Tate showboated not once but twice on long touchdown receptions during Detroit's 26-24 loss to Dallas on Sunday, earning him a talking to from his coach.
Late in the first quarter, Tate caught a third-down pass when the defensive back in coverage stumbled. Tate turned up field, and after juking past the safety, began high-stepping the final 15 yards to the end zone, holding the ball out behind him before slowing down and walking the final step across the goal line backwards.
As Tate continued to celebrate on the sideline, Patrica could be seen pulling him in for a hug, while delivering a private message to his receiver not to do that again.
"I gotta fix it," Tate said. "At the end of the day, I'm having fun, but I got to put the team first. Because if I fumble that ball and it goes out the back of the end zone, or something happens and the ball goes out of bounds and we don't score, then I feel like a (expletive).
"Obviously a lot of things can happen — a lot of bad things can happen. So he says just to celebrate once you get into the end zone."
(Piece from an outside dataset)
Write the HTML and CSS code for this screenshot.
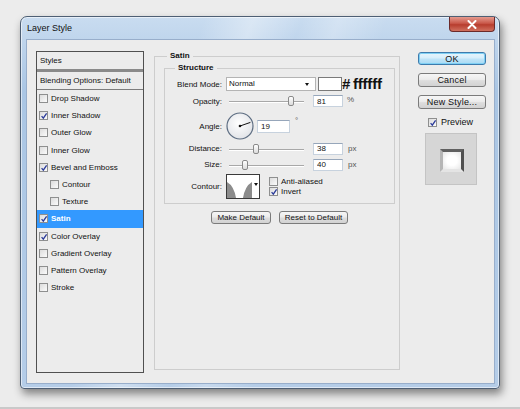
FILE: index.html
```html
<!DOCTYPE html>
<html lang="en">
<head>
    <meta charset="UTF-8">
    <title>Layer Style</title>
    <link rel="stylesheet" href="styles.css">
</head>
<body>

<div class="desk">
    <div class="window">
        <div class="titlebar">
            <span class="title">Layer Style</span>
            <button class="close">
                <svg width="10" height="9" viewBox="0 0 10 9"><path d="M1.5 1 L8.5 8 M8.5 1 L1.5 8" stroke="#fff" stroke-width="2" stroke-linecap="round"/></svg>
            </button>
        </div>

        <div class="client">
            <!-- effect list -->
            <div class="styles-list">
                <div class="list-head">Styles</div>
                <div class="list-blend">Blending Options: Default</div>
                <div class="item"><span class="cb"></span>Drop Shadow</div>
                <div class="item"><span class="cb on"><svg viewBox="0 0 8 8"><path d="M1.6 4.2 L3.3 6.2 L6.6 1.4"/></svg></span>Inner Shadow</div>
                <div class="item"><span class="cb"></span>Outer Glow</div>
                <div class="item"><span class="cb"></span>Inner Glow</div>
                <div class="item"><span class="cb on"><svg viewBox="0 0 8 8"><path d="M1.6 4.2 L3.3 6.2 L6.6 1.4"/></svg></span>Bevel and Emboss</div>
                <div class="item sub"><span class="cb"></span>Contour</div>
                <div class="item sub"><span class="cb"></span>Texture</div>
                <div class="item selected"><span class="cb on"><svg viewBox="0 0 8 8"><path d="M1.6 4.2 L3.3 6.2 L6.6 1.4"/></svg></span>Satin</div>
                <div class="item"><span class="cb on"><svg viewBox="0 0 8 8"><path d="M1.6 4.2 L3.3 6.2 L6.6 1.4"/></svg></span>Color Overlay</div>
                <div class="item"><span class="cb"></span>Gradient Overlay</div>
                <div class="item"><span class="cb"></span>Pattern Overlay</div>
                <div class="item"><span class="cb"></span>Stroke</div>
            </div>

            <!-- satin settings -->
            <fieldset class="group">
                <legend>Satin</legend>
                <fieldset class="group inner">
                    <legend>Structure</legend>

                    <div class="row row-blend">
                        <label>Blend Mode:</label>
                        <div class="select">Normal<span class="arrow"></span></div>
                        <div class="swatch"></div>
                        <span class="hex">#&thinsp;ffffff</span>
                    </div>

                    <div class="row row-opacity">
                        <label>Opacity:</label>
                        <div class="slider"><span class="thumb" style="left: 62px"></span></div>
                        <input class="num" type="text" value="81">
                        <span class="unit">%</span>
                    </div>

                    <div class="row row-angle">
                        <label>Angle:</label>
                        <svg class="dial" width="28" height="28" viewBox="0 0 28 28">
                            <defs>
                                <radialGradient id="dialFill" cx="0.45" cy="0.4" r="0.6">
                                    <stop offset="0" stop-color="#ffffff"/>
                                    <stop offset="1" stop-color="#e2e4e8"/>
                                </radialGradient>
                            </defs>
                            <circle cx="14" cy="14" r="13" fill="url(#dialFill)" stroke="#5d6d82" stroke-width="1.2"/>
                            <line x1="14" y1="14" x2="24.4" y2="10.4" stroke="#111" stroke-width="1"/>
                            <circle cx="14" cy="14" r="1.3" fill="#111"/>
                        </svg>
                        <input class="num wide" type="text" value="19">
                        <span class="unit deg">°</span>
                    </div>

                    <div class="row row-distance">
                        <label>Distance:</label>
                        <div class="slider"><span class="thumb" style="left: 27px"></span></div>
                        <input class="num" type="text" value="38">
                        <span class="unit">px</span>
                    </div>

                    <div class="row row-size">
                        <label>Size:</label>
                        <div class="slider"><span class="thumb" style="left: 16px"></span></div>
                        <input class="num" type="text" value="40">
                        <span class="unit">px</span>
                    </div>

                    <div class="row row-contour">
                        <label>Contour:</label>
                        <div class="contour">
                            <svg width="25" height="23" viewBox="0 0 25 23">
                                <rect width="25" height="23" fill="#8c8c8c"/>
                                <path d="M0 0 H25 V7 Q18 11 16 23 H9 Q7 11 0 7 Z" fill="#fff"/>
                            </svg>
                            <span class="contour-arrow"></span>
                        </div>
                        <div class="checks">
                            <div class="check"><span class="cb"></span>Anti-aliased</div>
                            <div class="check"><span class="cb on"><svg viewBox="0 0 8 8"><path d="M1.6 4.2 L3.3 6.2 L6.6 1.4"/></svg></span>Invert</div>
                        </div>
                    </div>
                </fieldset>

                <div class="defaults">
                    <button class="btn">Make Default</button>
                    <button class="btn">Reset to Default</button>
                </div>
            </fieldset>

            <!-- dialog buttons -->
            <div class="actions">
                <button class="btn big primary">OK</button>
                <button class="btn big">Cancel</button>
                <button class="btn big">New Style...</button>
                <div class="preview-check"><span class="cb on"><svg viewBox="0 0 8 8"><path d="M1.6 4.2 L3.3 6.2 L6.6 1.4"/></svg></span>Preview</div>
                <div class="preview">
                    <div class="preview-tile"></div>
                </div>
            </div>
        </div>
    </div>
</div>

</body>
</html>
```

FILE: styles.css
```css
body {
    margin: 0;
    background-color: #ececec;
    font-family: "Liberation Sans", Arial, sans-serif;
    font-size: 8px;
    color: #111;
    overflow: hidden;
}

.desk {
    height: 391px;
    padding: 16px 20px 0;
    border-bottom: 2px solid #c9c9c9;
}

/* window frame */
.window {
    width: 478px;
    height: 371px;
    border: 1px solid #4e5f74;
    border-radius: 7px 7px 4px 4px;
    background:
        linear-gradient(110deg, rgba(255,255,255,0) 30%, rgba(255,255,255,0.35) 38%, rgba(255,255,255,0) 46%, rgba(255,255,255,0.25) 52%, rgba(255,255,255,0) 60%),
        linear-gradient(#c9dcf0, #aac6e4 20%, #b5cde8);
    box-shadow: 2px 5px 8px rgba(0, 0, 0, 0.45), inset 0 0 0 1px rgba(255,255,255,0.55);
    display: flex;
    flex-direction: column;
}

.titlebar {
    height: 22px;
    display: flex;
    align-items: flex-start;
    padding-left: 6px;
}

.title {
    font-size: 9px;
    line-height: 22px;
    color: #111;
}

.close {
    margin-left: auto;
    margin-right: 4px;
    width: 46px;
    height: 15px;
    padding: 0;
    border: 1px solid #6b2a2a;
    border-top: none;
    border-radius: 0 0 4px 4px;
    background: linear-gradient(#e59a8e, #c9584a 45%, #b73d2e 55%, #d0705f);
    display: flex;
    align-items: center;
    justify-content: center;
}

.client {
    flex: 1;
    margin: 0 4px 4px 5px;
    border: 1px solid #98aecb;
    background-color: #ececec;
    display: flex;
    align-items: flex-start;
    padding: 11px 0 0 9px;
}

/* checkbox */
.cb {
    width: 7px;
    height: 7px;
    border: 1px solid #8e8f8f;
    background: linear-gradient(135deg, #dcdcdc, #fbfbfb);
    margin-right: 3px;
    flex: none;
    position: relative;
}

.cb svg {
    width: 8px;
    height: 8px;
    position: absolute;
    left: 0;
    top: 0;
}

.cb svg path {
    fill: none;
    stroke: #2b3b9a;
    stroke-width: 1.3;
}

/* effect list */
.styles-list {
    width: 106px;
    height: 320px;
    border: 1px solid #505050;
}

.list-head {
    height: 17px;
    line-height: 17px;
    padding-left: 3px;
    border-bottom: 3px solid #8a8a8a;
}

.list-blend {
    height: 17px;
    line-height: 17px;
    padding-left: 3px;
    border-bottom: 1px solid #7c7c7c;
}

.item {
    height: 17.2px;
    display: flex;
    align-items: center;
    padding-left: 2px;
}

.item.sub {
    padding-left: 13px;
}

.item.selected {
    background-color: #3399ff;
    color: #fff;
    font-weight: bold;
}

/* grouped settings */
.group {
    margin: 0;
    border: 1px solid #cdcdcd;
    padding: 0 4px 0 9px;
    min-width: 0;
}

.client > .group {
    width: 231px;
    height: 317px;
    margin-left: 10px;
}

.group legend {
    font-weight: bold;
    line-height: 10px;
    padding: 0 3px;
    margin-left: 3px;
}

.group.inner {
    margin-top: 2px;
    padding: 0 0 4px 0;
}

.group.inner legend {
    margin-left: 10px;
}

.row {
    display: flex;
    align-items: center;
}

.row label {
    width: 57px;
    text-align: right;
    margin-right: 4px;
    flex: none;
}

.row-blend { margin-top: 4px; height: 14px; }
.row-opacity { margin-top: 4px; height: 12px; }
.row-angle { margin-top: 5px; height: 28px; }
.row-distance { margin-top: 2px; height: 13px; }
.row-size { margin-top: 3px; height: 13px; }
.row-contour { margin-top: 3px; height: 25px; align-items: flex-start; }
.row-contour label { line-height: 25px; }

.select {
    width: 86px;
    height: 12px;
    line-height: 12px;
    padding-left: 2px;
    border: 1px solid #b4b4b4;
    background-color: #fff;
    position: relative;
}

.select .arrow,
.contour-arrow {
    position: absolute;
    right: 6px;
    top: 5px;
    border-left: 2.5px solid transparent;
    border-right: 2.5px solid transparent;
    border-top: 3px solid #111;
}

.swatch {
    width: 22px;
    height: 12px;
    margin-left: 2px;
    border: 1px solid #7a7a7a;
    background-color: #fff;
}

.hex {
    font-size: 15px;
    font-weight: bold;
    line-height: 14px;
    margin-left: 0;
    color: #111;
    letter-spacing: -0.2px;
    white-space: nowrap;
}

.slider {
    width: 83px;
    height: 12px;
    margin-right: 4px;
    position: relative;
}

.slider::before {
    content: "";
    position: absolute;
    left: 3px;
    right: 5px;
    top: 6px;
    height: 1px;
    background-color: #a8a8a8;
    box-shadow: 0 1px 0 #fff;
}

.thumb {
    position: absolute;
    top: 1px;
    width: 4px;
    height: 8px;
    border: 1px solid #8a8a8a;
    border-radius: 2px;
    background: linear-gradient(#ffffff, #dcdcdc);
}

.num {
    width: 25px;
    height: 10px;
    padding: 0 0 0 3px;
    border: 1px solid #c7d2de;
    border-top-color: #96a6ba;
    font-family: "Liberation Sans", Arial, sans-serif;
    font-size: 8px;
    color: #111;
    background-color: #fff;
}

.num.wide {
    width: 28px;
    height: 11px;
    margin-left: 3px;
}

.unit {
    margin-left: 5px;
    color: #555;
}

.unit.deg {
    align-self: flex-start;
    margin-top: 4px;
}

.row-opacity .unit {
    margin-left: 4px;
    align-self: flex-start;
}

.contour {
    width: 32px;
    height: 23px;
    border: 1px solid #3a3a3a;
    display: flex;
    position: relative;
    background-color: #fff;
}

.contour-arrow {
    top: 8px;
    right: 1px;
}

.checks {
    margin-left: 9px;
    padding-top: 2px;
}

.check {
    display: flex;
    align-items: center;
    height: 10.5px;
}

.defaults {
    display: flex;
    justify-content: center;
    gap: 8px;
    margin-top: 7px;
}

/* buttons */
.btn {
    height: 13px;
    padding: 0;
    border: 1px solid #7b7b7b;
    border-radius: 3px;
    background: linear-gradient(#f6f6f6, #ececec 45%, #dddddd 55%, #d2d2d2);
    font-family: "Liberation Sans", Arial, sans-serif;
    font-size: 8px;
    color: #111;
    white-space: nowrap;
}

.defaults .btn:first-child { width: 60px; }
.defaults .btn:last-child { width: 69px; }

.actions {
    width: 68px;
    margin-left: 18px;
    padding-top: 1px;
    display: flex;
    flex-direction: column;
}

.btn.big {
    width: 68px;
    height: 14px;
    font-size: 9px;
    margin-bottom: 8px;
    letter-spacing: 0.2px;
}

.btn.primary {
    height: 13px;
    border-color: #3d7bad;
    background: linear-gradient(#e8f5fc, #d6eefb 45%, #bfe4f8 55%, #a9daf4);
    box-shadow: inset 0 0 0 1px #7fd0f4;
}

.preview-check {
    display: flex;
    align-items: center;
    font-size: 9px;
    margin: -1px 0 0 10px;
    height: 12px;
}

.preview-check .cb {
    margin-right: 4px;
}

.preview {
    width: 50px;
    height: 50px;
    margin: 5px 0 0 7px;
    border: 1px solid #c4c4c4;
    background-color: #d6d6d6;
    display: flex;
    align-items: center;
    justify-content: center;
}

.preview-tile {
    width: 18px;
    height: 17px;
    border-top: 3px solid #606060;
    border-right: 3px solid #505050;
    border-left: 3px solid #b5b5b5;
    border-bottom: 3px solid #e4e4e4;
    background: radial-gradient(#ffffff 40%, #e6e6e6);
    margin: 2px 0 0 1px;
}
```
Unfortunately, the message went in one ear and out the other. When Tate hauled in a go-ahead touchdown late in the fourth quarter, he again held the ball out before crossing the goal line, taunting a Cowboys defensive back.
"Yeah, you know, just a selfish play on my part," Tate said. "I let my emotions get way too involved in that game at the end, and kind of forgot what (Patricia) said. So I'm sure he's going to coach me, and (offensive coordinator) Jim Bob (Cooter's) going to coach me, and my position coach is going to coach me. So, just have to be better next time."
Good luck with that. Tate isn't nicknamed "Showtime" for nothing.
And it's not like this is new behavior. One of the team's more iconic moments from recent years saw Tate risking both injury and ball security when he hurled his body across the goal line for the winning touchdown, in overtime, against the Minnesota Vikings.
Former Lions coach Jim Caldwell, who embraced his players having personality and choreographed end-zone celebrations, wasn't fond of that one.
"I certainly would rather have him do something else, like cross it the normal way with the ball tucked underneath your arm, nice and tight," Caldwell said during a radio interview shortly after that game. "But Golden is Golden. He’s going to have a little flair. But we’ll be able to make an example of that because if that ball, obviously, gets knocked out, then we’re all singing a little different tune."
Tate finished the game against Dallas with eight catches on eight targets for 132 yards and the two scores. In the final year of his contract with the Lions, he leads the team with 28 receptions for 389 yards and three touchdowns.